During the excavation, the remains of at least four individuals were found, including a child.

A bed had been moved to block the bedroom door to protect the family from the eruption.

“Excavating and visiting Pompeii means coming face to face with the beauty of art but also with the precariousness of our lives,” says the Director of the Park, Gabriel Zuchtriegel. “In this small, wonderfully decorated house we found traces of the inhabitants who tried to save themselves, blocking the entrance to a small room with a bed.”

The house of Elle and Frisso along Via del Vesuvio is named after the mythological painting found in one of the rooms.

The main rooms excavated are the atrium with an impluvium (water collection basin), a bedroom (cubiculum), a banquet hall (triclinium) with richly decorated walls, and a room with a roof and an opening in the centre for the passage of rainwater.

It is precisely this opening that may have allowed rock fragments to rain down inside the house during the first phases of the eruption.

One of the victims had tried to protect themselves by taking refuge in a room, barred with a bed. Archaeologists used a cast to recreate the bed, having identified in the solidified ash some voids formed by the organic decomposition of the wood.

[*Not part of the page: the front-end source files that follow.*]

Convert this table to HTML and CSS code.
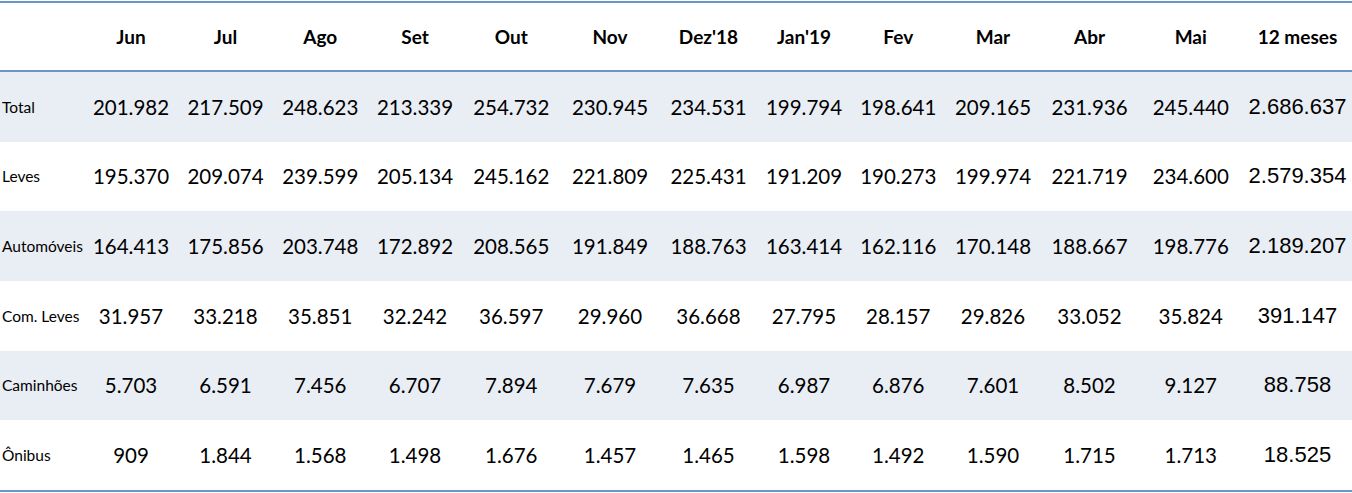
FILE: index.html
```html
<!DOCTYPE html>
<html lang="pt">
<head>
<meta charset="utf-8">
<title>Vendas</title>
<link rel="stylesheet" href="styles.css">
</head>
<body>
<div class="table">
  <div class="row head">
    <div class="lbl"></div>
    <div>Jun</div><div>Jul</div><div>Ago</div><div>Set</div><div>Out</div><div>Nov</div><div>Dez'18</div><div>Jan'19</div><div>Fev</div><div>Mar</div><div>Abr</div><div>Mai</div><div>12 meses</div>
  </div>
  <div class="row shade">
    <div class="lbl">Total</div>
    <div>201.982</div><div>217.509</div><div>248.623</div><div>213.339</div><div>254.732</div><div>230.945</div><div>234.531</div><div>199.794</div><div>198.641</div><div>209.165</div><div>231.936</div><div>245.440</div><div class="sum">2.686.637</div>
  </div>
  <div class="row">
    <div class="lbl">Leves</div>
    <div>195.370</div><div>209.074</div><div>239.599</div><div>205.134</div><div>245.162</div><div>221.809</div><div>225.431</div><div>191.209</div><div>190.273</div><div>199.974</div><div>221.719</div><div>234.600</div><div class="sum">2.579.354</div>
  </div>
  <div class="row shade">
    <div class="lbl">Automóveis</div>
    <div>164.413</div><div>175.856</div><div>203.748</div><div>172.892</div><div>208.565</div><div>191.849</div><div>188.763</div><div>163.414</div><div>162.116</div><div>170.148</div><div>188.667</div><div>198.776</div><div class="sum">2.189.207</div>
  </div>
  <div class="row">
    <div class="lbl">Com. Leves</div>
    <div>31.957</div><div>33.218</div><div>35.851</div><div>32.242</div><div>36.597</div><div>29.960</div><div>36.668</div><div>27.795</div><div>28.157</div><div>29.826</div><div>33.052</div><div>35.824</div><div class="sum">391.147</div>
  </div>
  <div class="row shade">
    <div class="lbl">Caminhões</div>
    <div>5.703</div><div>6.591</div><div>7.456</div><div>6.707</div><div>7.894</div><div>7.679</div><div>7.635</div><div>6.987</div><div>6.876</div><div>7.601</div><div>8.502</div><div>9.127</div><div class="sum">88.758</div>
  </div>
  <div class="row">
    <div class="lbl">Ônibus</div>
    <div>909</div><div>1.844</div><div>1.568</div><div>1.498</div><div>1.676</div><div>1.457</div><div>1.465</div><div>1.598</div><div>1.492</div><div>1.590</div><div>1.715</div><div>1.713</div><div class="sum">18.525</div>
  </div>
</div>
</body>
</html>
```

FILE: styles.css
```css
html, body {
  margin: 0;
  padding: 0;
  background: #ffffff;
}
body {
  font-family: Lato, "Open Sans", sans-serif;
  color: #000;
}
.table {
  width: 1352px;
  margin-top: 1px;
  border-top: 2px solid #6a95cb;
  border-bottom: 2px solid #6a95cb;
}
.row {
  display: grid;
  grid-template-columns: 84px 94px 95px 94.5px 95px 97.5px 100px 97px 94px 94.5px 95px 98px 104.5px 109px;
  height: 69.67px;
  align-items: center;
  font-size: 20.5px;
}
.row > div {
  text-align: center;
  white-space: nowrap;
}
.row > .lbl {
  text-align: left;
  padding-left: 2px;
  font-size: 15.5px;
}
.head {
  height: 67px;
  font-weight: 700;
  font-size: 19px;
  border-bottom: 2px solid #6a95cb;
}
.shade {
  background: #e9edf4;
}
.row > .sum {
  font-family: "Liberation Sans", Arial, sans-serif;
  font-size: 22px;
}
```
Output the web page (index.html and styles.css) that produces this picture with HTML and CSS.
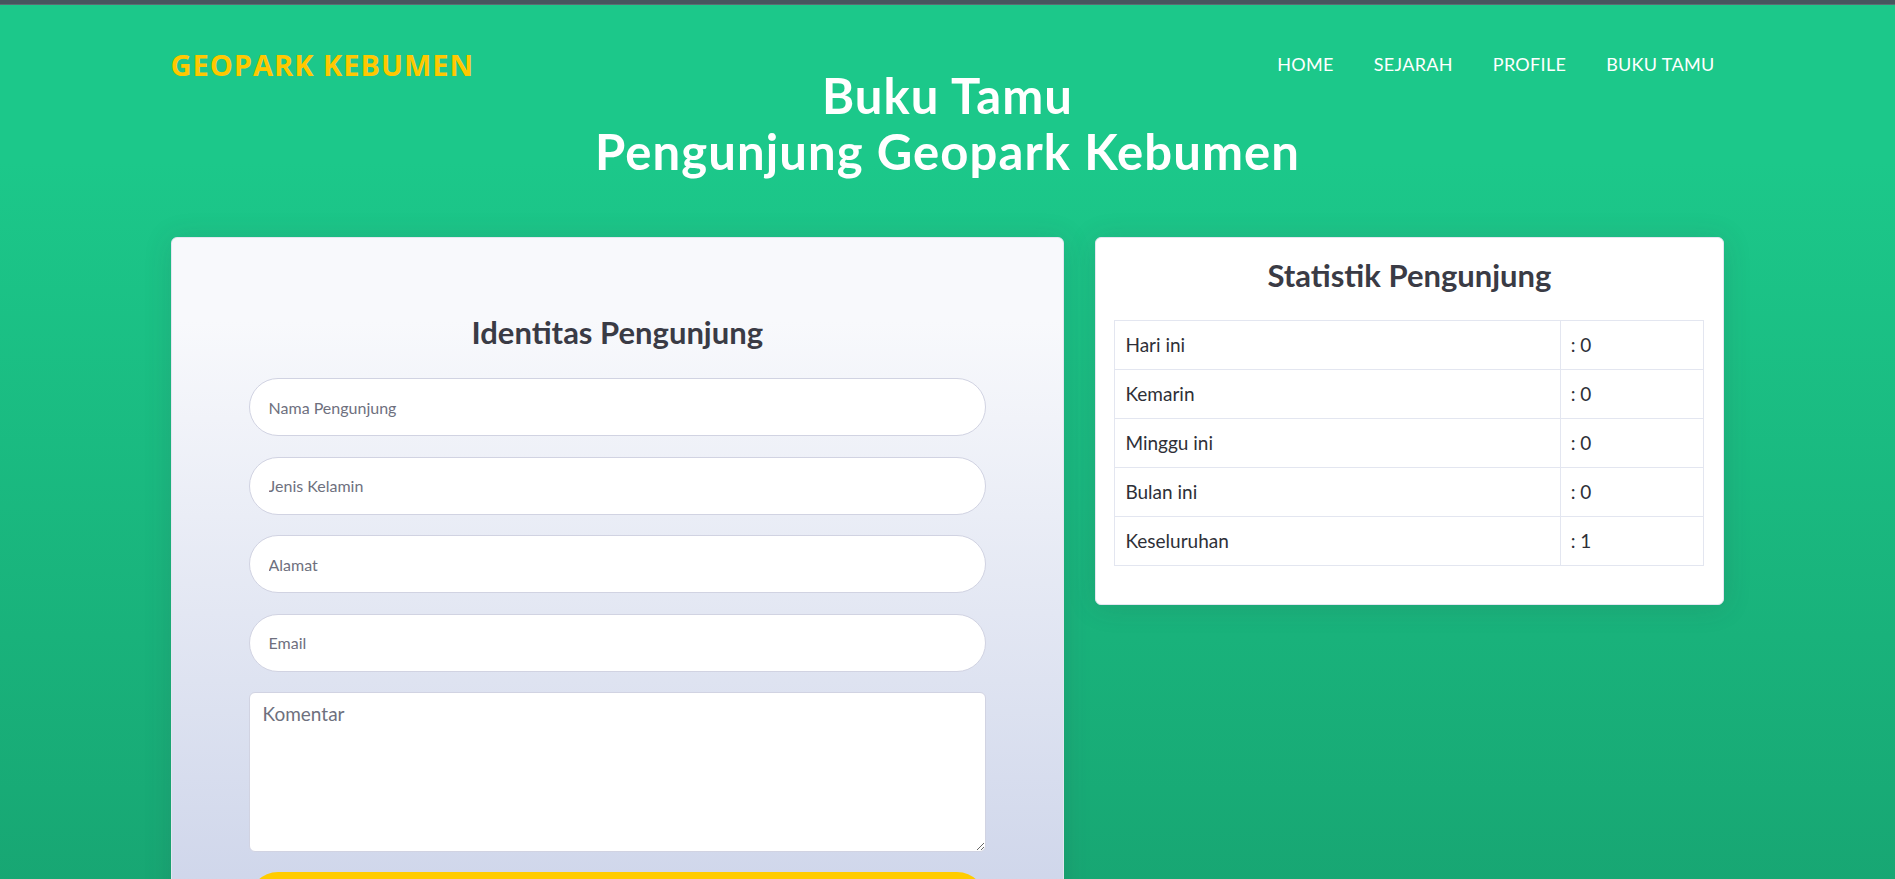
FILE: index.html
```html
<!DOCTYPE html>
<html lang="id">
<head>
<meta charset="utf-8">
<title>Buku Tamu - Geopark Kebumen</title>
<link rel="stylesheet" href="styles.css">
</head>
<body>
<div class="topbar"></div>
<div class="page">
  <header class="hero">
    <nav class="navbar">
      <a class="brand" href="#">GEOPARK KEBUMEN</a>
      <ul class="nav-links">
        <li><a href="#">HOME</a></li>
        <li><a href="#">SEJARAH</a></li>
        <li><a href="#">PROFILE</a></li>
        <li><a href="#">BUKU TAMU</a></li>
      </ul>
    </nav>
    <h1 class="hero-title">Buku Tamu<br>Pengunjung Geopark Kebumen</h1>
  </header>

  <main class="content">
    <section class="card card-form">
      <h2 class="card-title">Identitas Pengunjung</h2>
      <form class="guest-form">
        <input class="field" type="text" placeholder="Nama Pengunjung">
        <input class="field" type="text" placeholder="Jenis Kelamin">
        <input class="field" type="text" placeholder="Alamat">
        <input class="field" type="email" placeholder="Email">
        <textarea class="field-area" placeholder="Komentar"></textarea>
        <button class="btn-submit" type="button">Simpan</button>
      </form>
    </section>

    <section class="card card-stats">
      <h2 class="card-title">Statistik Pengunjung</h2>
      <table class="stats-table">
        <tr><td class="label">Hari ini</td><td>: 0</td></tr>
        <tr><td class="label">Kemarin</td><td>: 0</td></tr>
        <tr><td class="label">Minggu ini</td><td>: 0</td></tr>
        <tr><td class="label">Bulan ini</td><td>: 0</td></tr>
        <tr><td class="label">Keseluruhan</td><td>: 1</td></tr>
      </table>
    </section>
  </main>
</div>
</body>
</html>
```

FILE: styles.css
```css
* { box-sizing: border-box; }

html, body {
  margin: 0;
  padding: 0;
}

body {
  font-family: Lato, "Noto Sans", sans-serif;
  color: #3a3b45;
  background: #13855c;
}

.topbar {
  height: 5px;
  background: #47565e;
  border-bottom: 1px solid #5d6c72;
}

.page {
  padding: 0 9% 80px;
  min-height: 1300px;
  background: linear-gradient(180deg, #1cc88a 156px, #13855c 1603px);
}

/* header: navbar and title share one grid cell */
.hero {
  display: grid;
}

.hero > * {
  grid-area: 1 / 1;
}

.navbar {
  align-self: start;
  display: flex;
  justify-content: space-between;
  align-items: center;
  padding-top: 37.5px;
  line-height: 1.5;
  z-index: 1;
}

.brand {
  font-family: "Open Sans", "Noto Sans", sans-serif;
  font-weight: 700;
  font-size: 29px;
  letter-spacing: 1px;
  color: #ffc800;
  text-decoration: none;
}

.nav-links {
  list-style: none;
  margin: 0;
  padding: 0;
  display: flex;
  gap: 20px;
}

.nav-links a {
  display: block;
  padding: 0 10px;
  font-size: 18px;
  letter-spacing: 0.3px;
  color: #ffffff;
  text-decoration: none;
}

.hero-title {
  margin: 0;
  padding-top: 62px;
  text-align: center;
  font-size: 49px;
  line-height: 56px;
  letter-spacing: 1.1px;
  font-weight: 700;
  color: #ffffff;
}

/* content */
.content {
  margin-top: 58px;
  display: flex;
  justify-content: space-between;
  align-items: flex-start;
}

.card {
  border: 1px solid #e3e6f0;
  border-radius: 6px;
  box-shadow: 0 2px 28px 0 rgba(58, 59, 69, 0.15);
}

.card-title {
  margin: 0 0 28px;
  text-align: center;
  font-size: 31px;
  line-height: 36px;
  font-weight: 700;
  color: #3a3b45;
}

.card-form {
  width: 57.5%;
  padding: 76px 77px 140px;
  background: linear-gradient(180deg, #f8f9fc 10%, #c2cbe5 100%);
}

.guest-form {
  display: flex;
  flex-direction: column;
  gap: 20.5px;
}

.field {
  height: 58px;
  padding: 0 19px;
  border: 1px solid #d1d3e2;
  border-radius: 10rem;
  background: #ffffff;
  font-family: Lato, "Noto Sans", sans-serif;
  font-size: 16px;
  color: #6e707e;
  outline: none;
}

.field::placeholder,
.field-area::placeholder {
  color: #6e707e;
  opacity: 1;
}

.field-area {
  height: 159.5px;
  padding: 7px 13px;
  border: 1px solid #d1d3e2;
  border-radius: 6px;
  background: #ffffff;
  font-family: Lato, "Noto Sans", sans-serif;
  font-size: 19px;
  line-height: 1.5;
  color: #6e707e;
  outline: none;
  resize: vertical;
}

.btn-submit {
  height: 58px;
  border: none;
  border-radius: 10rem;
  background: #ffcc00;
  font-family: Lato, "Noto Sans", sans-serif;
  font-size: 18px;
  font-weight: 700;
  color: #3a3b45;
}

.card-stats {
  width: 40.48%;
  padding: 19px 19px 19px 18px;
  background: #ffffff;
}

.card-stats .card-title {
  margin-bottom: 27px;
}

.stats-table {
  width: 100%;
  border-collapse: collapse;
  margin-bottom: 19px;
  font-size: 19px;
  line-height: 28px;
  color: #2e2f37;
}

.stats-table td {
  padding: 10px 10px;
  border: 1px solid #e3e6f0;
}

.stats-table td.label {
  width: 75.6%;
}
```
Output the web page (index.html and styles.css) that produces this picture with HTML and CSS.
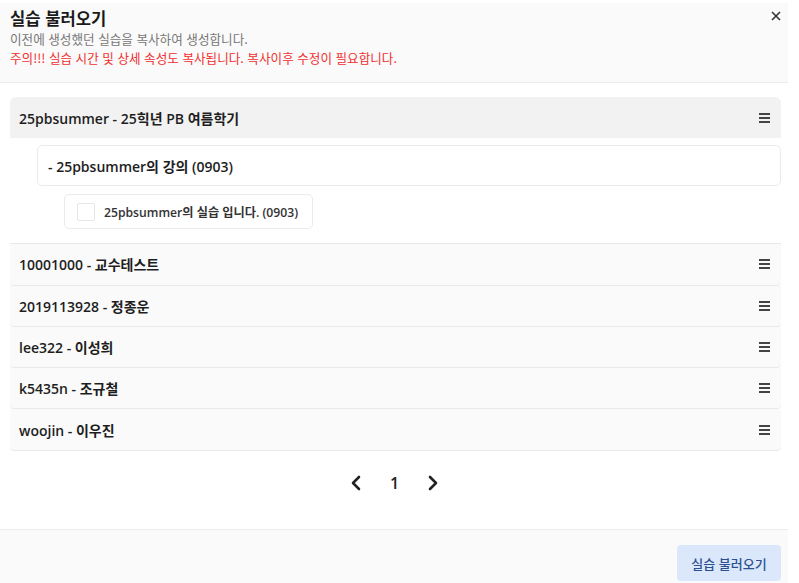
FILE: index.html
```html
<!DOCTYPE html>
<html lang="ko">
<head>
<meta charset="utf-8">
<link rel="stylesheet" href="styles.css">
</head>
<body>
<div class="modal">
  <div class="header">
    <div class="title">실습 불러오기</div>
    <div class="desc">이전에 생성했던 실습을 복사하여 생성합니다.</div>
    <div class="warn">주의!!! 실습 시간 및 상세 속성도 복사됩니다. 복사이후 수정이 필요합니다.</div>
    <button class="close" aria-label="close">
      <svg width="10" height="10" viewBox="0 0 10 10"><path d="M1 1L9 9M9 1L1 9" stroke="#333" stroke-width="1.6" fill="none"/></svg>
    </button>
  </div>
  <div class="body">
    <div class="list">
      <div class="group open">
        <div class="row active">
          <span class="label">25pbsummer - 25힉년 PB 여름학기</span>
          <span class="menu"><i></i><i></i><i></i></span>
        </div>
        <div class="children">
          <div class="sub">- 25pbsummer의 강의 (0903)</div>
          <label class="lab"><span class="box"></span><span>25pbsummer의 실습 입니다. (0903)</span></label>
        </div>
      </div>
      <div class="row"><span class="label">10001000 - 교수테스트</span><span class="menu"><i></i><i></i><i></i></span></div>
      <div class="row"><span class="label">2019113928 - 정종운</span><span class="menu"><i></i><i></i><i></i></span></div>
      <div class="row"><span class="label">lee322 - 이성희</span><span class="menu"><i></i><i></i><i></i></span></div>
      <div class="row"><span class="label">k5435n - 조규철</span><span class="menu"><i></i><i></i><i></i></span></div>
      <div class="row"><span class="label">woojin - 이우진</span><span class="menu"><i></i><i></i><i></i></span></div>
    </div>
    <div class="pager">
      <svg width="12" height="16" viewBox="0 0 12 16"><path d="M9 2L3 8L9 14" stroke="#222" stroke-width="2.6" fill="none" stroke-linecap="round" stroke-linejoin="round"/></svg>
      <span class="page">1</span>
      <svg width="12" height="16" viewBox="0 0 12 16"><path d="M3 2L9 8L3 14" stroke="#222" stroke-width="2.6" fill="none" stroke-linecap="round" stroke-linejoin="round"/></svg>
    </div>
  </div>
  <div class="footer">
    <button class="primary">실습 불러오기</button>
  </div>
</div>
</body>
</html>
```
FILE: styles.css
```css
* { box-sizing: border-box; }
html, body { margin: 0; padding: 0; background: #fff; }
body {
  font-family: "Open Sans", "Noto Sans CJK KR", sans-serif;
  color: #222;
}
.modal {
  margin-top: 3px;
  width: 788px;
  height: 580px;
  display: flex;
  flex-direction: column;
  background: #fff;
}
.header {
  position: relative;
  background: #fafafa;
  border-bottom: 1px solid #ececec;
  padding: 4px 10px 0 10px;
  height: 80px;
}
.title {
  font-size: 16.6px;
  font-weight: 700;
  line-height: 22px;
  color: #1a1a1a;
  font-family: "Noto Sans CJK KR", sans-serif;
}
.desc {
  font-size: 12.6px;
  line-height: 18px;
  color: #777;
  margin-top: 1px;
  font-family: "Noto Sans CJK KR", sans-serif;
}
.warn {
  font-size: 12.6px;
  line-height: 18px;
  color: #f03030;
  margin-top: 1px;
  font-family: "Noto Sans CJK KR", sans-serif;
}
.close {
  position: absolute;
  right: 3px;
  top: 4px;
  width: 18px;
  height: 18px;
  border: 0;
  background: none;
  padding: 0;
  display: flex;
  align-items: center;
  justify-content: center;
}
.body {
  flex: 1;
  padding: 14px 7px 0 10px;
}
.list { display: flex; flex-direction: column; }
.row {
  height: 41.3px;
  display: flex;
  align-items: center;
  justify-content: space-between;
  padding: 0 11px 0 9px;
  background: #fafafa;
  border-bottom: 1px solid #e9e9e9;
  border-radius: 0 0 4px 4px;
}
.row.active {
  background: #f2f2f2;
  border-bottom: 0;
  border-radius: 6px 6px 0 0;
}
.label {
  font-size: 14px;
  font-weight: 600;
  color: #1e1e1e;
}
.menu {
  display: flex;
  flex-direction: column;
  gap: 2px;
  width: 11px;
}
.menu i {
  display: block;
  height: 2px;
  background: #444;
}
.children {
  padding: 7px 0 14px 27px;
  border-bottom: 1px solid #e9e9e9;
  display: flex;
  flex-direction: column;
  align-items: flex-start;
}
.sub {
  width: 100%;
  height: 41px;
  display: flex;
  align-items: center;
  padding: 0 10px;
  background: #fff;
  border: 1px solid #ebebeb;
  border-radius: 5px;
  font-size: 14px;
  font-weight: 600;
  color: #1e1e1e;
}
.lab {
  margin: 8px 0 0 27px;
  height: 35px;
  width: 249px;
  display: flex;
  align-items: center;
  gap: 9px;
  padding: 0 12px;
  border: 1px solid #ebebeb;
  border-radius: 5px;
  font-size: 12.2px;
  font-weight: 600;
  color: #333;
}
.box {
  width: 18px;
  height: 18px;
  border: 1px solid #e6e6e6;
  border-radius: 2px;
  background: #fff;
}
.pager {
  margin-top: 21px;
  display: flex;
  justify-content: center;
  align-items: center;
  gap: 28px;
  padding-right: 2px;
}
.page {
  font-size: 16px;
  font-weight: 600;
  color: #222;
}
.footer {
  height: 54px;
  background: #fafafa;
  border-top: 1px solid #ececec;
  display: flex;
  justify-content: flex-end;
  align-items: flex-end;
  padding: 0 7px 2px 0;
}
.primary {
  width: 104px;
  height: 36px;
  border: 0;
  border-radius: 4px;
  background: #dbe8fc;
  color: #2c4f8f;
  font-family: "Noto Sans CJK KR", sans-serif;
  font-size: 13px;
  font-weight: 500;
}
```
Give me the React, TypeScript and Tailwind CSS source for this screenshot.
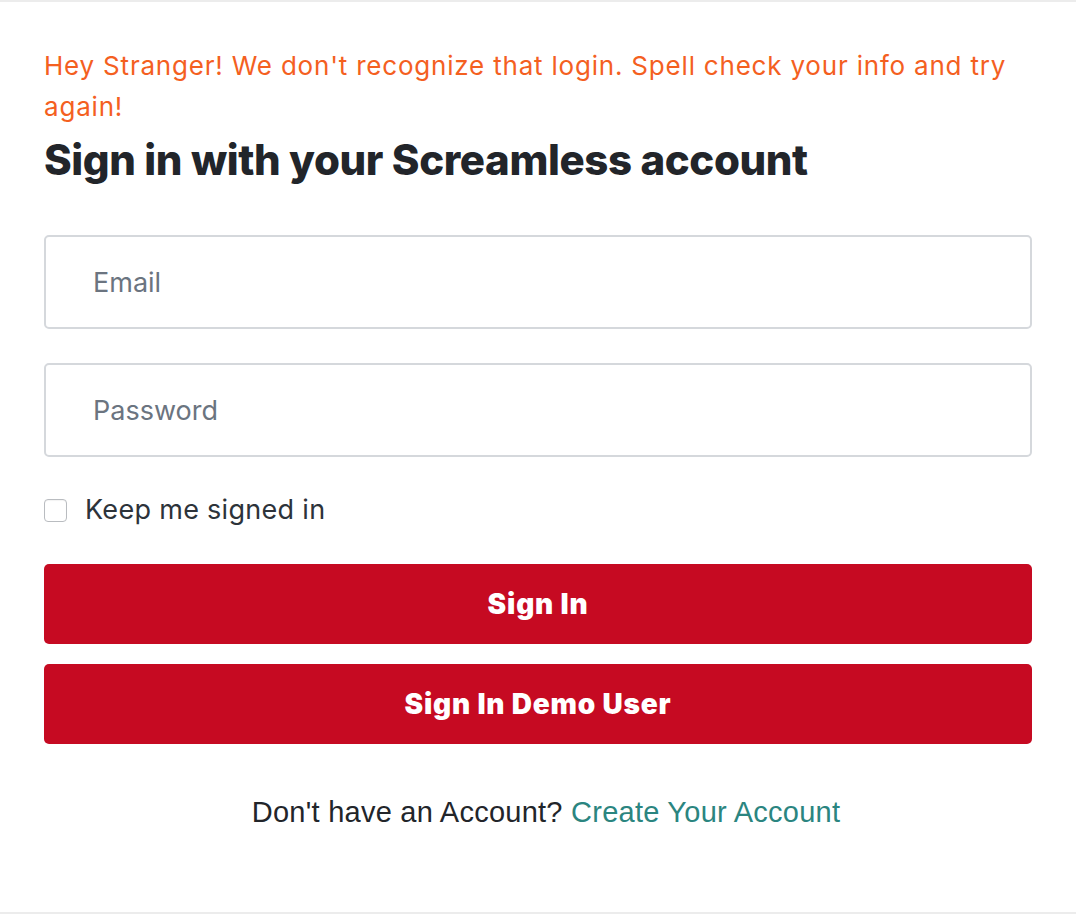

Plaster was poured inside the voids to reconstruct the shape of the bed preserved as an imprint in the ash.

A bronze pendant, thought to belong to the child, was found, as was a type of amulet worn by male children until they reached adulthood.

Among the various other objects found were amphorae, stored in a basement used as a pantry, some of which were used to contain garum, a Roman fish sauce; and a set of bronze pottery, consisting of a ladle, a single-handled jug, a basket vase and a shell-shaped cup.

The absence of decoration in some places and traces of cut masonry in the entrance of the house, suggest it was undergoing renovation work at the time of the eruption.

However, it continued to be occupied by its inhabitants who, struck by the eruption, preferred not to leave the house, dying there.

“The volcanic stones entered through the opening in the roof of the atrium,” Zuchtriegel adds. “They didn't make it, in the end the pyroclastic flow arrived, a violent flow of very hot ash that filled here, as elsewher.e, every room”

The mythological painting that gives the house its name was in the central panel of a wall of the triclinium. It depicts Phrixus riding the Chrysomallo and his sister Helle shortly before drowning. The myth tells that Helle and Phrixus saved themselves from Ino's persecution by flying on the back of a ram with a golden fleece but, during the journey, Helle fell into the sea which thus took the name of Hellespont.
The fresco depicts the tragic moment of the girl's death as she holds out her hand to her brother for help.

The scientific insights on this recent excavation were published on Wednesday in the e E-Journal of the Pompeii excavations.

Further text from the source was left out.